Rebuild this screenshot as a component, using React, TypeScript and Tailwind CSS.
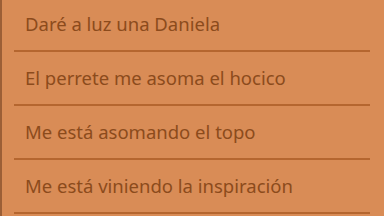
import React from "react";

const items = [
  "Daré a luz una Daniela",
  "El perrete me asoma el hocico",
  "Me está asomando el topo",
  "Me está viniendo la inspiración",
];

export default function App() {
  return (
    <div
      className="w-[384px] h-[216px] overflow-hidden bg-[#d98c56] border-l-2 border-[#9c5f36] flex"
      style={{ fontFamily: '"Noto Sans", "Open Sans", sans-serif' }}
    >
      <div className="flex flex-col flex-1 -mt-[2px]">
        {items.map((t) => (
          <div key={t} className="flex flex-col shrink-0">
            <div className="h-[52px] flex items-center pl-[23px] text-[18.5px] leading-[24px] text-[#8c4b1c]">
              {t}
            </div>
            <div className="h-[2px] ml-[12px] w-[356px] bg-[#b5662f]" />
          </div>
        ))}
      </div>
    </div>
  );
}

_Task directions_
Give every line back word for word and leave the pictures out.

_Worked solution_
Rebuild this screenshot as a component, using React, TypeScript and Tailwind CSS.
import React from "react";

const items = [
  "Daré a luz una Daniela",
  "El perrete me asoma el hocico",
  "Me está asomando el topo",
  "Me está viniendo la inspiración",
];

export default function App() {
  return (
    <div
      className="w-[384px] h-[216px] overflow-hidden bg-[#d98c56] border-l-2 border-[#9c5f36] flex"
      style={{ fontFamily: '"Noto Sans", "Open Sans", sans-serif' }}
    >
      <div className="flex flex-col flex-1 -mt-[2px]">
        {items.map((t) => (
          <div key={t} className="flex flex-col shrink-0">
            <div className="h-[52px] flex items-center pl-[23px] text-[18.5px] leading-[24px] text-[#8c4b1c]">
              {t}
            </div>
            <div className="h-[2px] ml-[12px] w-[356px] bg-[#b5662f]" />
          </div>
        ))}
      </div>
    </div>
  );
}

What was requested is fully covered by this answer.